His book came too late to directly address the re-eruption of the debate over higher education funding at the general election and the subsequent brouhaha over vice-chancellors’ remuneration. These issues have played well in the popular press and put universities on the back foot. It is difficult to present yourself as an engine of life-changing social mobility when some universities chiefs are pulling in nearly half a million pounds a year (supplemented in a few cases by generous sinecures for overseeing a pension fund that is seriously failing university staff).

But it is not as simple as Adonis or Johnson seem to pretend. Adonis, an architect of higher fees under Labour, and Johnson, who has pushed for ever-greater marketisation of higher education driven by the entry of private, for-profit providers, have been less than forthcoming about the existential threats that these pose to universities. In an increasingly competitive world, it should be no surprise that institutions would compete vigorously for leaders prepared to shoulder the responsibility not just for success, but for survival. There is a case for some restraint and university chiefs should themselves be making it. Adonis may have been making the running but he is on thin ice.

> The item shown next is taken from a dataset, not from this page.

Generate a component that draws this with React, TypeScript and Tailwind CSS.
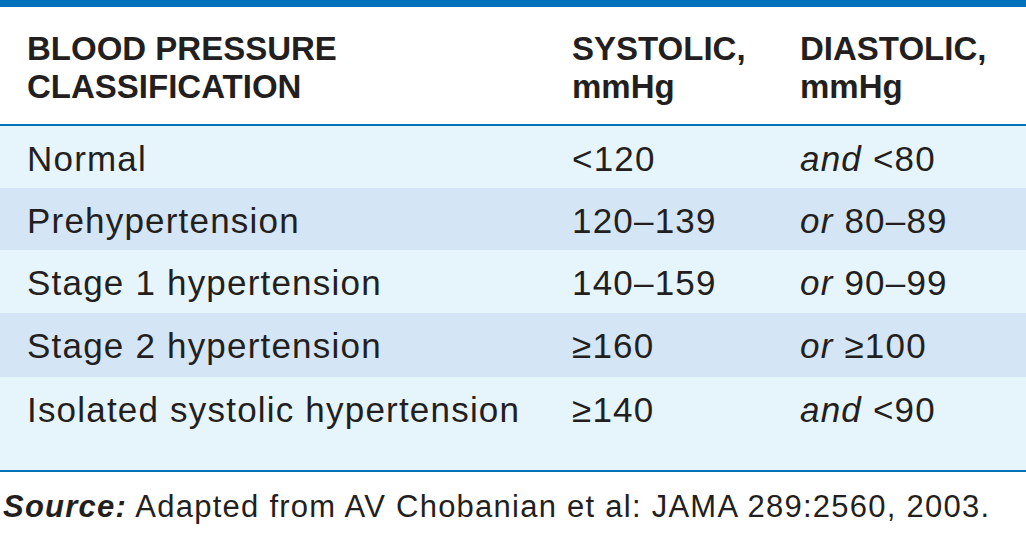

He has resorted to appeals to public duty, but not answered questions on his own role in approving higher salaries for the chief executive of HS2 Ltd – a public company. His stance lacks consistency and he has so far failed to come up with credible alternative policies. Nor, for that matter, has the Labour party.

The question about duty is nevertheless perfectly valid and one that must be faced – particularly if we cling, as many academics still do, to the centrality of the university as a force for good in the modern world. Are our institutions being bent out of shape by market forces? Willetts would contend that throughout history they have been shaped and reshaped by government, by industry, by international competition and by academics and students. So these arguments are not new, but universities – as communities of scholars and students – should be determined as never before to drag this fight to a higher level.